Ma le donne che si travestono da uomini non sono solo archetipi mitologici. Già nel II millennio avanti Cristo, la regina Hascepsut, di cui ora si sostiene di aver identificato la mummia, prima donna sul trono d’Egitto, indossò anche l’abito dei Faraoni maschi. Eleonora di Aquitania, nata nel 1122, moglie di Luigi VII re di Francia, non fu da meno. Vestiva l’armatura di crociato e il suo ingresso a Costantinopoli, con tutte le donne del seguito, fu descritto così dallo storico bizantino Niceta Coniate: «V’erano fra loro numerose donne che cavalcavano come gli uomini, vestite con costumi mascolini, con lance e armi, spudoratamente a cavalcioni su cavalli». Il potere, in qualche occasione, affrancava le donne dalle schiavitù del genere sessuale. Così la regina Cristina di Svezia, lesbica dichiarata, scandalizzò impunemente il mondo con i suoi atteggiamenti mascolini. Arrivando al punto di rinunciare al trono, per «ripugnanza» verso il matrimonio, e poi animando nella Roma della Controriforma, una sua corte privata e trasgressiva.
Questi, però, erano privilegi da regine. Le donne comuni che seguivano la stessa via andavano incontro a qualche difficoltà. Michel De Montaigne racconta come, nel 1580, nel distretto della Marna, sette o otto donne si fossero accordate segretamente per vestirsi e vivere da uomini. Una di loro, scoperta dopo molti anni, fu impiccata «con l’accusa di avere, con mezzi illeciti, ovviato ai difetti del suo sesso». L’avversione cristiana per il travestitismo affiora anche dalla leggenda medievale della Papessa Giovanna: una inglese che, tra l’853 e l’855, sarebbe diventata Papa, per poi essere scoperta in quanto aveva partorito durante una processione. Ma, in altri casi, la santità, come la regalità, amette l’androginia: alla leggenda della Papessa Giovanna fa da pendant quella di santa Wilgefortis che, per conservare la sua verginità, pregò Gesù di farle crescere la barba.

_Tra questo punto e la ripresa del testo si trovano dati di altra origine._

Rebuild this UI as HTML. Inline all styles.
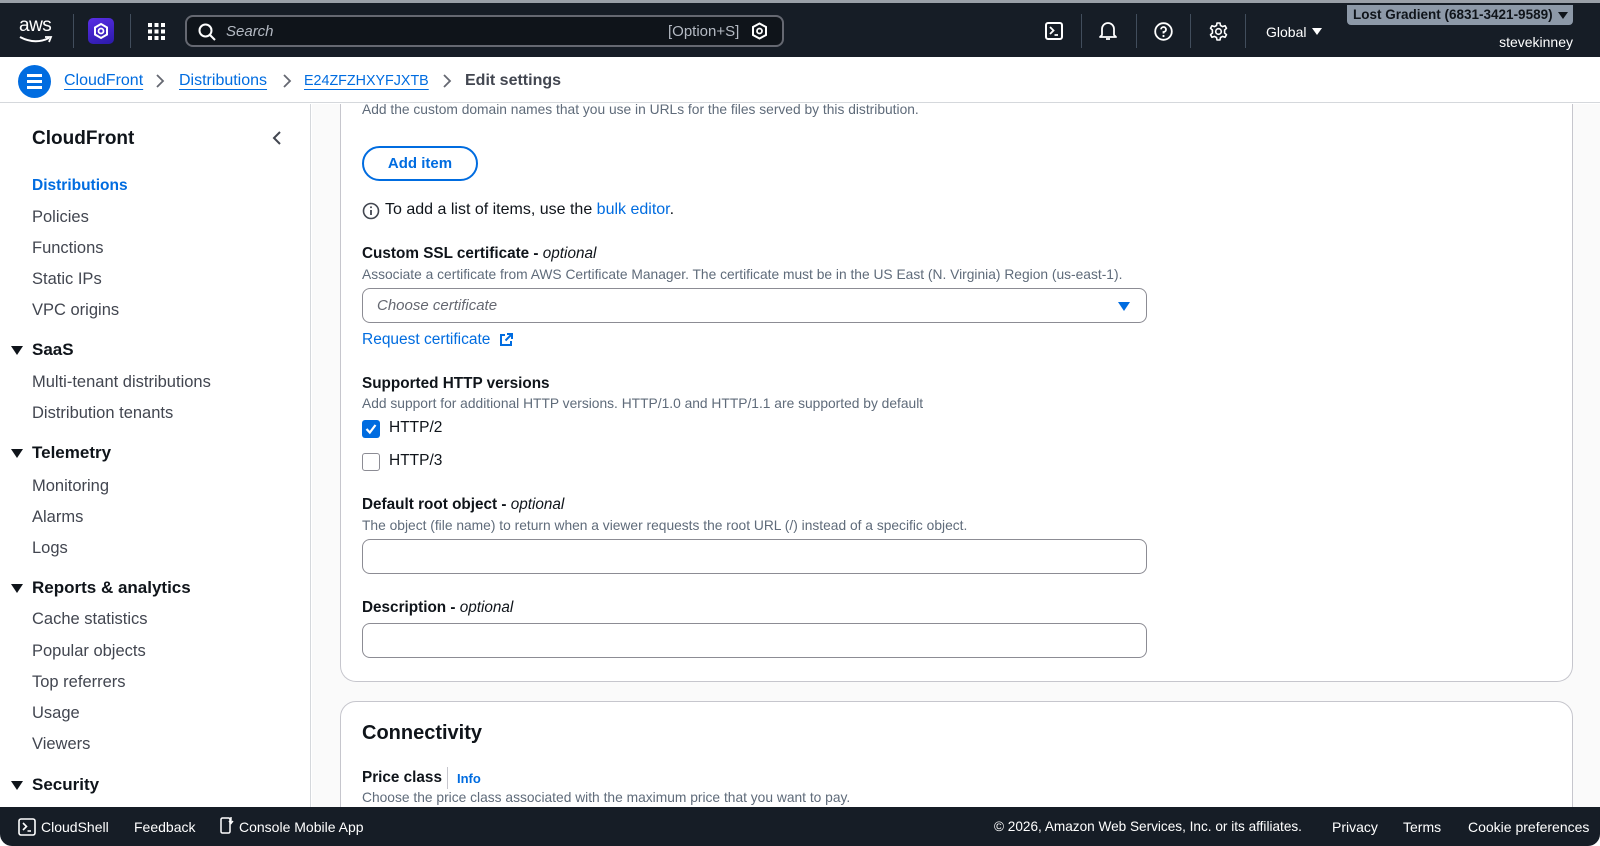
<!DOCTYPE html>
<html style="width:1600px;height:846px;overflow:hidden"><head><meta charset="utf-8"><style>
*{margin:0;padding:0;box-sizing:border-box}
body{width:1600px;height:846px;overflow:hidden;background:#fff;font-family:"Liberation Sans",Arial,sans-serif;color:#0f141a;position:relative}
.a{position:absolute;white-space:nowrap}
.t{line-height:20px}
.nav{position:absolute;left:0;top:3px;width:1600px;height:54px;background:#161d26}
.lnk{color:#006ce0;text-decoration:underline;text-underline-offset:4px}
.side{font-size:16.5px;color:#424650;line-height:20px}
.sh{font-size:17px;font-weight:bold;color:#0f141a;line-height:22px}
.tri{position:absolute;left:11px;width:0;height:0;border-left:6px solid transparent;border-right:6px solid transparent;border-top:9px solid #0f141a}
.lbl{font-size:15.3px;font-weight:bold;line-height:20px}
.lbl i{font-weight:normal}
.desc{font-size:13.8px;color:#5f6b7a;line-height:18px}
.inp{position:absolute;left:362px;width:785px;height:35px;border:1px solid #8c8c94;border-radius:8px;background:#fff}
</style></head><body>
<div class="a" style="left:0;top:0;width:1600px;height:3px;background:#9aa0a8"></div>
<div class="nav"></div>
<div class="a" style="left:19px;top:16px;color:#fff;font-size:19px;line-height:20px;letter-spacing:-0.5px">aws</div>
<svg class="a" style="left:18px;top:35px" width="36" height="10" viewBox="0 0 36 10"><path d="M2 2 Q17 10 31 3" stroke="#fff" stroke-width="2" fill="none"/><path d="M27 2 L33 2 L31 7" stroke="#fff" stroke-width="1.8" fill="none"/></svg>
<div class="a" style="left:73px;top:14px;width:1px;height:34px;background:#414d5c"></div>
<div class="a" style="left:88px;top:18px;width:26px;height:26px;border-radius:5px;background:linear-gradient(160deg,#5a2ee6,#2a1aa8)"></div>
<svg class="a" style="left:92px;top:22px" width="18" height="18" viewBox="0 0 18 18"><path d="M9 2 L15 5.5 L15 12.5 L9 16 L3 12.5 L3 5.5 Z" stroke="#fff" stroke-width="2" fill="none"/><circle cx="9" cy="9" r="2.5" stroke="#fff" stroke-width="1.8" fill="none"/></svg>
<div class="a" style="left:130px;top:14px;width:1px;height:34px;background:#414d5c"></div>
<svg class="a" style="left:148px;top:23px" width="17" height="17" viewBox="0 0 17 17" fill="#fff"><rect x="0" y="0" width="4" height="4"/><rect x="6.5" y="0" width="4" height="4"/><rect x="13" y="0" width="4" height="4"/><rect x="0" y="6.5" width="4" height="4"/><rect x="6.5" y="6.5" width="4" height="4"/><rect x="13" y="6.5" width="4" height="4"/><rect x="0" y="13" width="4" height="4"/><rect x="6.5" y="13" width="4" height="4"/><rect x="13" y="13" width="4" height="4"/></svg>
<div class="a" style="left:185px;top:15px;width:599px;height:32px;border:2px solid #656871;border-radius:8px;background:#0f141a"></div>
<svg class="a" style="left:198px;top:23px" width="18" height="18" viewBox="0 0 18 18"><circle cx="7.5" cy="7.5" r="6" stroke="#fff" stroke-width="2" fill="none"/><path d="M12 12 L17 17" stroke="#fff" stroke-width="2"/></svg>
<div class="a" style="left:226px;top:22px;color:#b4bac3;font-size:15px;font-style:italic;line-height:20px">Search</div>
<div class="a" style="left:668px;top:22px;color:#b4bac3;font-size:15px;line-height:20px">[Option+S]</div>
<svg class="a" style="left:751px;top:22px" width="17" height="18" viewBox="0 0 17 18"><path d="M8.5 1.5 L15 5 L15 13 L8.5 16.5 L2 13 L2 5 Z" stroke="#fff" stroke-width="2" fill="none"/><circle cx="8.5" cy="9" r="2.5" stroke="#fff" stroke-width="1.8" fill="none"/></svg>
<svg class="a" style="left:1045px;top:22px" width="18" height="18" viewBox="0 0 18 18"><rect x="1" y="1" width="16" height="16" rx="2" stroke="#fff" stroke-width="2" fill="none"/><path d="M5 5 L8.5 8.5 L5 12 M9.5 13 H13" stroke="#fff" stroke-width="1.8" fill="none"/></svg>
<div class="a" style="left:1081px;top:14px;width:1px;height:34px;background:#414d5c"></div>
<svg class="a" style="left:1099px;top:21px" width="18" height="20" viewBox="0 0 18 20"><path d="M3 14 L3 8 A6 6 0 0 1 15 8 L15 14 L17 16 L1 16 Z" stroke="#fff" stroke-width="1.8" fill="none" stroke-linejoin="round"/><path d="M7 18 H11" stroke="#fff" stroke-width="1.8"/></svg>
<div class="a" style="left:1136px;top:14px;width:1px;height:34px;background:#414d5c"></div>
<svg class="a" style="left:1154px;top:22px" width="19" height="19" viewBox="0 0 19 19"><circle cx="9.5" cy="9.5" r="8.3" stroke="#fff" stroke-width="1.8" fill="none"/><path d="M7 7.3 A2.5 2.5 0 1 1 9.5 10 L9.5 11.5" stroke="#fff" stroke-width="1.8" fill="none"/><circle cx="9.5" cy="14" r="1.1" fill="#fff"/></svg>
<div class="a" style="left:1190px;top:14px;width:1px;height:34px;background:#414d5c"></div>
<svg class="a" style="left:1209px;top:22px" width="19" height="19" viewBox="0 0 19 19"><path d="M8 1 H11 L11.5 3.5 L13.5 4.6 L16 3.7 L17.5 6.3 L15.6 8 L15.6 11 L17.5 12.7 L16 15.3 L13.5 14.4 L11.5 15.5 L11 18 H8 L7.5 15.5 L5.5 14.4 L3 15.3 L1.5 12.7 L3.4 11 L3.4 8 L1.5 6.3 L3 3.7 L5.5 4.6 L7.5 3.5 Z" stroke="#fff" stroke-width="1.6" fill="none" stroke-linejoin="round"/><circle cx="9.5" cy="9.5" r="2.8" stroke="#fff" stroke-width="1.6" fill="none"/></svg>
<div class="a" style="left:1245px;top:14px;width:1px;height:34px;background:#414d5c"></div>
<div class="a" style="left:1266px;top:22px;color:#fff;font-size:14px;line-height:20px">Global</div>
<div class="a" style="left:1312px;top:28px;border-left:5px solid transparent;border-right:5px solid transparent;border-top:7px solid #fff"></div>
<div class="a" style="left:1347px;top:5px;width:226px;height:20px;background:#8d99a8;border-radius:0 0 4px 4px"></div>
<div class="a" style="left:1353px;top:6px;color:#0f141a;font-size:13.5px;font-weight:bold;line-height:18px">Lost Gradient (6831-3421-9589)</div>
<div class="a" style="left:1558px;top:12px;border-left:5px solid transparent;border-right:5px solid transparent;border-top:7px solid #0f141a"></div>
<div class="a" style="left:1440px;top:32px;width:133px;text-align:right;color:#fff;font-size:14px;line-height:20px">stevekinney</div>
<div class="a" style="left:312px;top:104px;width:1288px;height:703px;background:#fafafa"></div>
<div class="a" style="left:340px;top:104px;width:1233px;height:578px;background:#fff;border:1px solid #c6c6cd;border-top:none;border-radius:0 0 16px 16px"></div>
<div class="a" style="left:0;top:58px;width:1600px;height:45px;background:#fff;border-bottom:1px solid #d5d8dc"></div>
<div class="a" style="left:18px;top:65px;width:33px;height:33px;border-radius:50%;background:#006ce0"></div>
<div class="a" style="left:27px;top:74px;width:15px;height:2.5px;background:#fff;box-shadow:0 6px 0 #fff,0 12px 0 #fff"></div>
<div class="a t" style="left:64px;top:71px;font-size:16px"><span class="lnk">CloudFront</span></div>
<svg class="a" style="left:155px;top:73px" width="10" height="16"><path d="M2 2 L8 8 L2 14" stroke="#656871" stroke-width="1.8" fill="none"/></svg>
<div class="a t" style="left:179px;top:71px;font-size:16px"><span class="lnk">Distributions</span></div>
<svg class="a" style="left:282px;top:73px" width="10" height="16"><path d="M2 2 L8 8 L2 14" stroke="#656871" stroke-width="1.8" fill="none"/></svg>
<div class="a t" style="left:304px;top:71px;font-size:14.3px"><span class="lnk">E24ZFZHXYFJXTB</span></div>
<svg class="a" style="left:442px;top:73px" width="10" height="16"><path d="M2 2 L8 8 L2 14" stroke="#656871" stroke-width="1.8" fill="none"/></svg>
<div class="a t" style="left:465px;top:71px;font-size:16px;font-weight:bold;color:#424650">Edit settings</div>
<div class="a" style="left:0;top:104px;width:311px;height:703px;background:#fff;border-right:1px solid #d5d8dc"></div>
<div class="a" style="left:32px;top:127px;font-size:19px;font-weight:bold;line-height:24px">CloudFront</div>
<svg class="a" style="left:272px;top:130px" width="10" height="16"><path d="M8 2 L2 8 L8 14" stroke="#424650" stroke-width="2" fill="none"/></svg>
<div class="a side" style="left:32px;top:176px;color:#006ce0;font-weight:bold;font-size:15.5px">Distributions</div>
<div class="a side" style="left:32px;top:207px">Policies</div>
<div class="a side" style="left:32px;top:238px">Functions</div>
<div class="a side" style="left:32px;top:269px">Static IPs</div>
<div class="a side" style="left:32px;top:300px">VPC origins</div>
<div class="tri" style="top:346px"></div><div class="a sh" style="left:32px;top:339px">SaaS</div>
<div class="a side" style="left:32px;top:372px">Multi-tenant distributions</div>
<div class="a side" style="left:32px;top:403px">Distribution tenants</div>
<div class="tri" style="top:449px"></div><div class="a sh" style="left:32px;top:442px">Telemetry</div>
<div class="a side" style="left:32px;top:476px">Monitoring</div>
<div class="a side" style="left:32px;top:507px">Alarms</div>
<div class="a side" style="left:32px;top:538px">Logs</div>
<div class="tri" style="top:584px"></div><div class="a sh" style="left:32px;top:577px">Reports &amp; analytics</div>
<div class="a side" style="left:32px;top:609px">Cache statistics</div>
<div class="a side" style="left:32px;top:641px">Popular objects</div>
<div class="a side" style="left:32px;top:672px">Top referrers</div>
<div class="a side" style="left:32px;top:703px">Usage</div>
<div class="a side" style="left:32px;top:734px">Viewers</div>
<div class="tri" style="top:781px"></div><div class="a sh" style="left:32px;top:774px">Security</div>
<div class="a desc" style="left:362px;top:101px">Add the custom domain names that you use in URLs for the files served by this distribution.</div>
<div class="a" style="left:362px;top:146px;width:116px;height:35px;border:2px solid #006ce0;border-radius:20px;color:#006ce0;font-weight:bold;font-size:15px;text-align:center;line-height:31px">Add item</div>
<svg class="a" style="left:362px;top:202px" width="18" height="18" viewBox="0 0 18 18"><circle cx="9" cy="9" r="7.5" stroke="#424650" stroke-width="1.6" fill="none"/><path d="M9 8 V13" stroke="#424650" stroke-width="1.8"/><circle cx="9" cy="5.3" r="1" fill="#424650"/></svg>
<div class="a t" style="left:385px;top:200px;font-size:16px">To add a list of items, use the <span style="color:#006ce0">bulk editor</span>.</div>
<div class="a lbl" style="left:362px;top:244px">Custom SSL certificate - <i>optional</i></div>
<div class="a desc" style="left:362px;top:266px">Associate a certificate from AWS Certificate Manager. The certificate must be in the US East (N. Virginia) Region (us-east-1).</div>
<div class="inp" style="top:288px"></div>
<div class="a t" style="left:377px;top:296px;font-size:15px;font-style:italic;color:#656871">Choose certificate</div>
<div class="a" style="left:1118px;top:302px;border-left:6px solid transparent;border-right:6px solid transparent;border-top:9px solid #006ce0"></div>
<div class="a t" style="left:362px;top:330px;font-size:15.5px;color:#006ce0">Request certificate</div>
<svg class="a" style="left:499px;top:332px" width="15" height="15" viewBox="0 0 15 15"><path d="M6 3 H2 V13 H12 V9" stroke="#006ce0" stroke-width="2" fill="none"/><path d="M8 2 H13 V7 M13 2 L6.5 8.5" stroke="#006ce0" stroke-width="2" fill="none"/></svg>
<div class="a lbl" style="left:362px;top:374px">Supported HTTP versions</div>
<div class="a desc" style="left:362px;top:395px">Add support for additional HTTP versions. HTTP/1.0 and HTTP/1.1 are supported by default</div>
<div class="a" style="left:362px;top:420px;width:18px;height:18px;border-radius:3px;background:#006ce0"></div>
<svg class="a" style="left:362px;top:420px" width="18" height="18"><path d="M4.5 9 L7.8 12.5 L13.5 5" stroke="#fff" stroke-width="2.2" fill="none"/></svg>
<div class="a t" style="left:389px;top:418px;font-size:15.5px">HTTP/2</div>
<div class="a" style="left:362px;top:453px;width:18px;height:18px;border-radius:3px;border:1.5px solid #8c8c94;background:#fff"></div>
<div class="a t" style="left:389px;top:451px;font-size:15.5px">HTTP/3</div>
<div class="a lbl" style="left:362px;top:495px">Default root object - <i>optional</i></div>
<div class="a desc" style="left:362px;top:517px">The object (file name) to return when a viewer requests the root URL (/) instead of a specific object.</div>
<div class="inp" style="top:539px"></div>
<div class="a lbl" style="left:362px;top:598px">Description - <i>optional</i></div>
<div class="inp" style="top:623px"></div>
<div class="a" style="left:340px;top:701px;width:1233px;height:140px;background:#fff;border:1px solid #c6c6cd;border-radius:16px"></div>
<div class="a" style="left:362px;top:721px;font-size:20px;font-weight:bold;line-height:24px">Connectivity</div>
<div class="a lbl" style="left:362px;top:768px">Price class</div>
<div class="a" style="left:447px;top:767px;width:1px;height:22px;background:#c6c6cd"></div>
<div class="a" style="left:457px;top:770px;font-size:13px;font-weight:bold;color:#006ce0;line-height:18px">Info</div>
<div class="a desc" style="left:362px;top:789px">Choose the price class associated with the maximum price that you want to pay.</div>
<div class="a" style="left:0;top:807px;width:1600px;height:39px;background:#161d26;border-radius:0 0 12px 12px"></div>
<svg class="a" style="left:18px;top:818px" width="18" height="18" viewBox="0 0 18 18"><rect x="1" y="1" width="16" height="16" rx="2" stroke="#fff" stroke-width="1.6" fill="none"/><path d="M5 5 L8.5 8.5 L5 12 M9.5 13 H13" stroke="#fff" stroke-width="1.6" fill="none"/></svg>
<div class="a t" style="left:41px;top:817px;color:#fff;font-size:14px">CloudShell</div>
<div class="a t" style="left:134px;top:817px;color:#fff;font-size:14px">Feedback</div>
<svg class="a" style="left:220px;top:816px" width="14" height="19" viewBox="0 0 14 19"><rect x="1" y="2" width="9" height="15" rx="1.5" stroke="#fff" stroke-width="1.5" fill="none"/><path d="M11 1 V7 M9 5 L11 7.5 L13 5" stroke="#fff" stroke-width="1.4" fill="none"/></svg>
<div class="a t" style="left:239px;top:817px;color:#fff;font-size:14px">Console Mobile App</div>
<div class="a t" style="left:994px;top:817px;color:#fff;font-size:13.6px">© 2026, Amazon Web Services, Inc. or its affiliates.</div>
<div class="a t" style="left:1332px;top:817px;color:#fff;font-size:14px">Privacy</div>
<div class="a t" style="left:1403px;top:817px;color:#fff;font-size:14px">Terms</div>
<div class="a t" style="left:1468px;top:817px;color:#fff;font-size:14px">Cookie preferences</div>
</body></html>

Al di fuori della leggenda, tutti conoscono la virginale mascolinità di Giovanna D’Arco. La pulzella di Orléans sta peraltro al crocevia tra l’androginia della santa e quella della guerriera. Il libro di Valeria Palumbo offre un vasto catalogo di donne che furono piratasse o soldatesse. Fino al caso celebre di Martha Jane Cannary, alias Calamity Jane, un maschiaccio che visse da bandito del West. Alla quale, in Italia, si può forse accostare Beppa la Cannoniera, che militò come Camicia rossa al seguito di Garibaldi.
Oggi le donne «svestite» da uomo sembrano non fare più scandalo. Portare i pantaloni è diventato un modo di rivendicare la propria emancipazione, almeno a partire da George Sand, che si fece maschio anche nel nome. Per altri versi, la civiltà dello spettacolo, se da un lato esaltava le pin-up alla Marilyn Monroe, dall’altro lasciava spazio ai modelli di una seduzione volutamente ambigua, come Greta Garbo. Che, in quanto lesbica, è testimone anche di un’omosessualità sempre più glamorous.

Ma in realtà oggi, da Platinette a Vladimir Luxuria, è l’uomo vestito da donna che piace anche alle famiglie. Sicché ogni tanto si sentirebbe il bisogno di una bella maschiaccia anticonformista. Per favore, ridateci Calamity Jane.